What is Brocade?

Brocade is a fabric that refuses to disappear into the background. Where most textiles serve as the canvas for a garment, brocade insists on being the subject — a dense, raised weave of silk, metallic thread, and sometimes precious fiber that produces patterns with the weight and permanence of embroidery.

The defining structural feature of brocade is that its pattern is woven into the fabric rather than printed or embroidered onto it. This is achieved through a supplementary weft technique: extra threads are introduced during weaving to create raised motifs — florals, arabesques, heraldic symbols — that sit on top of the ground weave. The result is a fabric with two distinct surfaces: the background, which is flat and unadorned, and the figured pattern, which rises from it like a relief carved into cloth.

Brocade originated in the weaving centers of the Byzantine Empire and reached its fullest expression in Renaissance Italy — in the silk mills of Lucca, Venice, and Florence, where master weavers produced fabrics of such complexity that a single bolt could take months to complete. The demand for brocade drove trade routes across Europe and Asia; the word itself derives from the Italian broccato, meaning “embossed cloth.” To wear brocade in the fifteenth century was to announce, without subtlety, that one belonged to the class of people who could afford to have their clothing woven by hand, slowly, in gold.
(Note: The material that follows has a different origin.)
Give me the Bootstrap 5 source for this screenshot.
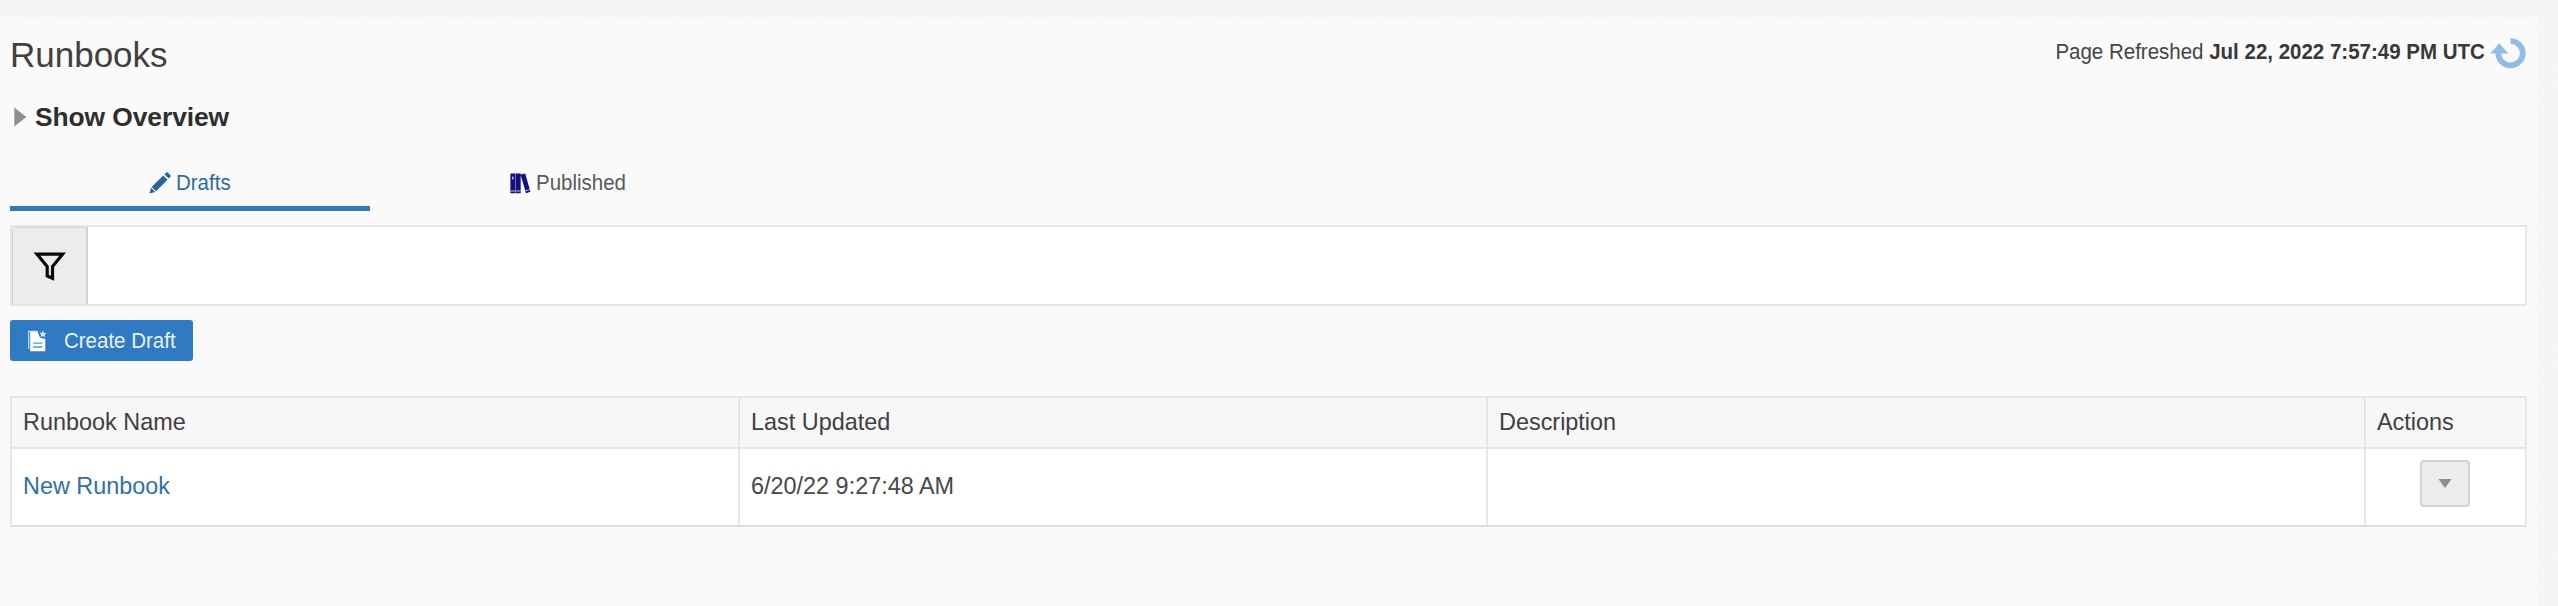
<!DOCTYPE html>
<html lang="en">
<head>
<meta charset="utf-8">
<title>Runbooks</title>
<link href="https://cdn.jsdelivr.net/npm/bootstrap@5.3.0/dist/css/bootstrap.min.css" rel="stylesheet">
<style>
body{font-family:"Liberation Sans",Arial,sans-serif;color:#404040;overflow:hidden;background:repeating-linear-gradient(45deg,#f7f7f7 0 1.5px,#f3f3f3 1.5px 3px)}
.page-panel{margin:17px 21px 0 0;padding:17px 10px 0 10px;height:589px;background:#fafafa}
/* slightly condensed text */
.tight{display:inline-block;transform:scaleX(.94);transform-origin:left center}
.tight-end{transform-origin:right center}
.page-title{font-size:35.9px;line-height:42px;color:#404040;transform:scaleX(.975);transform-origin:left center}
.refreshed{font-size:21.8px;line-height:36px;color:#454545}
.refreshed strong{color:#383838}
.refreshed svg{margin:3px 1px 0 5px}
.overview{margin-top:25px;padding-left:4px;font-size:26.4px;letter-spacing:-.08px;line-height:32px;color:#2e2e2e;gap:8px}
.tabs{margin-top:27px;gap:18px}
.tabs .nav-link{width:360px;height:51px;padding:0;border-radius:0;border-bottom:5px solid transparent;font-size:21.8px;line-height:46px;color:#5a5a5a;gap:5px}
.tabs .nav-link span{margin-right:-5px}
.tabs .nav-link.active{padding-right:2px;color:#2b6da6;border-color:#2f7bc2}
.filter-bar{margin-top:14px;height:81px;border:2px solid #e6e6e6;background:#fff}
.filter-btn{width:76px;border-radius:3px 0 0 0;border:2px solid #d2d2d2;border-width:1px 2px 0 1px;background:#ececec}
.filter-btn svg{margin-top:2px}
.create-btn{margin-top:14px;width:183px;height:41px;padding:0 0 0 18px;border:0;border-radius:3px;background:#2f7ac2;color:#e8f2fb;font-size:21.8px;line-height:41px;gap:17px;white-space:nowrap}
.runbooks{margin-top:35px;table-layout:fixed;border-collapse:separate;border-spacing:0;font-size:24.6px;color:#484848;border:2px solid #e6e6e6;border-bottom-color:#dedede}
.runbooks .tight{transform:scaleX(.952)}
.runbooks th,.runbooks td{padding:0 0 0 11px;border:0 solid #e6e6e6;border-right-width:2px;vertical-align:top;box-shadow:none;color:inherit}
.runbooks tr>:last-child{border-right:0}
.runbooks th{height:51px;line-height:48px;border-bottom-width:2px;background:#f7f7f7;font-weight:400;color:#404040}
.runbooks td{height:76px;line-height:74px;background:#fff}
.runbooks td:last-child{padding:0 2px 0 0}
.runbooks a{color:#3070a8}
.menu-btn{width:50px;height:47px;margin-top:11px;border:2px solid #d2d2d2;border-radius:4px;background:#ececec}
</style>
<script src="https://cdn.jsdelivr.net/npm/bootstrap@5.3.0/dist/js/bootstrap.bundle.min.js"></script>
</head>
<body>
<main class="page-panel">
  <header class="d-flex justify-content-between align-items-start">
    <h1 class="page-title fw-normal m-0">Runbooks</h1>
    <div class="refreshed d-flex align-items-center">
      <span class="tight tight-end">Page Refreshed <strong>Jul 22, 2022 7:57:49 PM UTC</strong></span>
      <svg width="36" height="32" viewBox="0 0 36 32"><path d="M20.5 3A12.2 12.2 0 1 1 8.4 14" fill="none" stroke="#8fbce8" stroke-width="5.7"/><path d="M.3 15.4L9.3 5.2 18.3 15.4Z" fill="#8fbce8"/></svg>
    </div>
  </header>
  <h2 class="overview d-flex align-items-center fw-bold mb-0">
    <svg width="13" height="20" viewBox="0 0 13 20"><path d="M.3.5L12.3 10 .3 19.5Z" fill="#8b8f92"/></svg>Show Overview
  </h2>
  <nav class="tabs nav">
    <a class="nav-link active d-flex justify-content-center align-items-center" href="#"><svg width="22" height="22" viewBox="0 0 22 22" fill="#28659d"><path d="M.5 21.5L2 15.8 6.1 20Z"/><path d="M2.6 14.9L14.2 3.4 18.6 7.8 7 19.3Z"/><path d="M15.4 2.2L17.3.5Q18 0 18.8.6L21.4 3.2Q22 4 21.4 4.7L19.7 6.5Z"/></svg><span class="tight">Drafts</span></a>
    <a class="nav-link d-flex justify-content-center align-items-center" href="#"><svg width="21" height="21" viewBox="0 0 21 21"><path d="M.4.5H5.4V20.3H.4ZM5.8.5H10.7V20.3H5.8ZM10.5 1.6L15.2.4 20.4 18.8 16 20.2Z" fill="#101080"/><path d="M.4 18H5.4M6.1 18H10.7M15.5 17.8L19.7 16.6" stroke="#c5c5e4"/><path d="M2 3.5h1.6v3H2Z" fill="#b8b8dc"/></svg><span class="tight">Published</span></a>
  </nav>
  <div class="filter-bar d-flex">
    <button class="filter-btn d-flex align-items-center justify-content-center p-0" aria-label="Filter"><svg width="34" height="30" viewBox="0 0 34 30"><path d="M4 2.2H29.6L19.5 14.6V26.3L14.2 24V14.6Z" fill="none" stroke="#080808" stroke-width="3.2"/></svg></button>
  </div>
  <button class="create-btn btn d-flex align-items-center"><svg class="flex-shrink-0" width="19" height="22" viewBox="0 0 19 22"><path d="M0 .8H10V2H1.3V19H0Z" fill="#b8d5ef"/><path d="M2.2 1.5H9.5L12 7.8 17.3 9V21.3H2.2Z" fill="#fff"/><path d="M5 13.2H14.5M5 17H14.5" stroke="#5d97cf" stroke-width="1.3"/><path d="M15 .5L16 3 18.8 3.2 16.7 4.8 17 7.4 14.8 6 12.4 7 13.2 4.6 11.4 2.6 14 2.8Z" fill="#d7e8f7"/></svg><span class="tight">Create Draft</span></button>
  <table class="runbooks table mb-0">
    <colgroup><col style="width:728px"><col style="width:748px"><col style="width:878px"><col></colgroup>
    <thead><tr><th><span class="tight">Runbook Name</span></th><th><span class="tight">Last Updated</span></th><th><span class="tight">Description</span></th><th><span class="tight">Actions</span></th></tr></thead>
    <tbody><tr><td><a class="tight text-decoration-none" href="#">New Runbook</a></td><td><span class="tight">6/20/22 9:27:48 AM</span></td><td></td><td><button class="menu-btn d-flex align-items-center justify-content-center mx-auto p-0" aria-label="Actions"><svg width="14" height="9" viewBox="0 0 14 9"><path d="M.5 0H13.5L7 9Z" fill="#8b8f92"/></svg></button></td></tr></tbody>
  </table>
</main>
</body>
</html>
The relationship between brocade and power persisted through the courts of Europe — brocaded silks for coronations, brocaded velvets for diplomatic gifts, brocaded ecclesiastical vestments for the highest liturgical ceremonies. In the eighteenth century, the French court under Louis XV elevated brocade to a state-managed industry, with the Lyon silk workshops producing patterns that were regulated by royal decree. The designs themselves became political: certain motifs were reserved for the king, others for the nobility, and still others for the bourgeoisie who could purchase the privilege of wearing a fabric once reserved for the throne.
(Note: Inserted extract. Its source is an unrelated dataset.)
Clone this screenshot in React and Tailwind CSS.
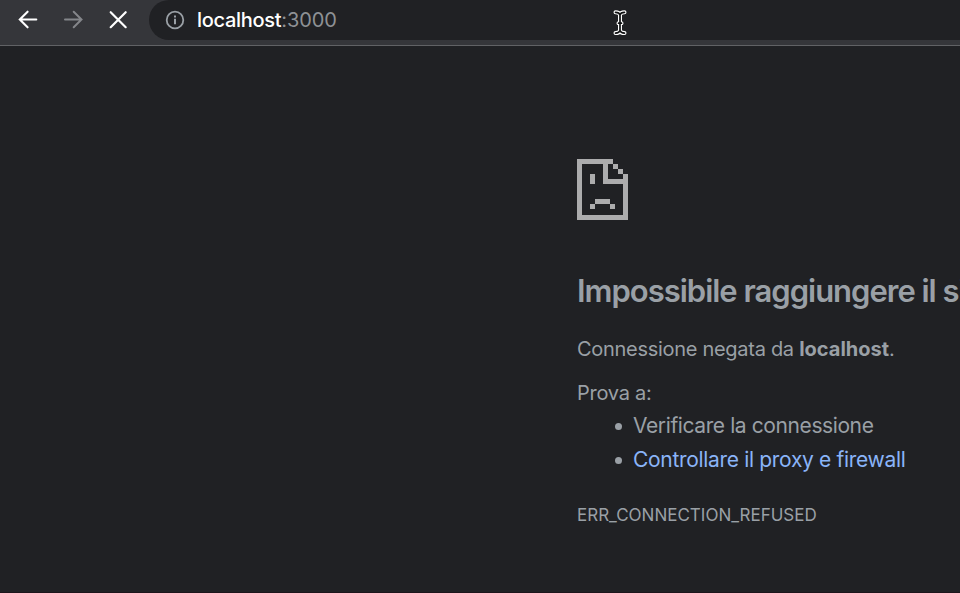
function BackArrow() {
  return (
    <svg width="20" height="20" viewBox="0 0 20 20" fill="none" stroke="currentColor" strokeWidth="2.1" strokeLinecap="round">
      <path d="M18.3 9.5H1.8M9.6 1.7 1.8 9.5l7.8 7.8" />
    </svg>
  );
}

function ForwardArrow() {
  return (
    <svg width="20" height="20" viewBox="0 0 20 20" fill="none" stroke="currentColor" strokeWidth="2" strokeLinecap="round">
      <path d="M2 9.5h16.5M10.7 1.7l7.8 7.8-7.8 7.8" />
    </svg>
  );
}

function StopIcon() {
  return (
    <svg width="20" height="20" viewBox="0 0 20 20" fill="none" stroke="currentColor" strokeWidth="2.2" strokeLinecap="round">
      <path d="m2.7 2.2 15 15M17.7 2.2l-15 15" />
    </svg>
  );
}

function InfoIcon() {
  return (
    <svg width="20" height="20" viewBox="0 0 20 20" fill="none">
      <circle cx="10" cy="10" r="8.3" stroke="currentColor" strokeWidth="1.8" />
      <path d="M9 8.8h2v5.4H9zM9 5.5h2v2H9z" fill="currentColor" />
    </svg>
  );
}

function SadPage() {
  return (
    <svg width="51" height="62" viewBox="0 0 51 62" shapeRendering="crispEdges" fill="currentColor" className="block">
      <path d="M0 0h36v5H5v51h41V25H26V5h5v15h15v-5h5v46H0z" />
      <path d="M36 5h5v5h-5zM41 10h5v5h-5zM13 15h5v10h-5zM18 40h15v5H18zM13 45h5v5h-5zM33 45h5v5h-5z" />
    </svg>
  );
}

function TextCursor() {
  return (
    <svg width="14" height="26" viewBox="0 0 14 26" fill="none" strokeLinecap="round" strokeLinejoin="round" className="pointer-events-none absolute left-[613px] top-[10px]">
      <path d="M2.5 2.3c2.3 0 4 .8 4.5 2.5.5-1.7 2.2-2.5 4.5-2.5M7 4.8v15.8M2.5 23.1c2.3 0 4-.8 4.5-2.5.5 1.7 2.2 2.5 4.5 2.5M5.5 13.2h3" stroke="#ffffff" strokeWidth="4" />
      <path d="M2.5 2.3c2.3 0 4 .8 4.5 2.5.5-1.7 2.2-2.5 4.5-2.5M7 4.8v15.8M2.5 23.1c2.3 0 4-.8 4.5-2.5.5 1.7 2.2 2.5 4.5 2.5M5.5 13.2h3" stroke="#101112" strokeWidth="1.7" />
    </svg>
  );
}

export default function App() {
  return (
    <div className="relative flex h-screen w-full flex-col overflow-hidden border-b border-[#1d151b] bg-[#202124] font-['Inter','Liberation_Sans',sans-serif] text-[#9aa0a6]">
      <header className="flex h-[46px] shrink-0 items-start border-b border-[#616265] bg-[#35363a]">
        <nav className="flex w-[149px] shrink-0 items-center gap-[25px] pl-[18px] pt-[10px]">
          <button className="text-white" aria-label="Indietro"><BackArrow /></button>
          <button className="text-[#84868a]" aria-label="Avanti"><ForwardArrow /></button>
          <button className="text-white" aria-label="Interrompi"><StopIcon /></button>
        </nav>
        <div className="flex h-10 flex-1 items-center rounded-l-full bg-[#202124] pl-4">
          <InfoIcon />
          <p className="ml-3 whitespace-nowrap text-xl">
            <span className="font-medium tracking-[-0.3px] text-white">localhost</span>
            <span className="tracking-[-0.1px] text-[#8e9195]">:3000</span>
          </p>
        </div>
      </header>
      <main className="ml-[577px] mt-[113px] flex flex-col whitespace-nowrap text-xl leading-[30px]">
        <div className="text-[#acacad]"><SadPage /></div>
        <h1 className="mt-[50px] text-[31px] font-semibold leading-10 tracking-[-1.01px]">Impossibile raggiungere il sito</h1>
        <p className="mt-[23px] tracking-[-0.29px]">Connessione negata da <strong className="font-bold tracking-[0px]">localhost</strong>.</p>
        <p className="mt-[14px] tracking-[-0.25px]">Prova a:</p>
        <ul className="mt-[3px] flex flex-col gap-1 text-[21px]">
          <li className="flex items-center">
            <i className="ml-[38px] mr-[11px] mt-px size-[7px] rounded-full bg-[#9aa0a6]" />
            <span className="tracking-[-0.4px]">Verificare la connessione</span>
          </li>
          <li className="flex items-center">
            <i className="ml-[38px] mr-[11px] mt-px size-[7px] rounded-full bg-[#9aa0a6]" />
            <a className="tracking-[-0.32px] text-[#8ab4f8]">Controllare il proxy e firewall</a>
          </li>
        </ul>
        <p className="mt-[25px] text-[17px]">ERR_CONNECTION_REFUSED</p>
      </main>
      <TextCursor />
    </div>
  );
}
In contemporary fashion, brocade has become a fabric of occasion — associated with evening wear, bridal couture, and the ceremonial end of the fashion spectrum. Designers such as Alexander McQueen and John Galliano have used brocade not merely as a luxurious material but as a historical citation, deploying its weight and richness to evoke the opulence of vanished courts. Yet brocade also carries a certain irony in modern dress: it is one of the few fabrics that cannot be casual, cannot be understated, and in an age of athleisure and minimalism, wearing it is an act of deliberate anachronism — a refusal to let clothing recede into the background of daily life.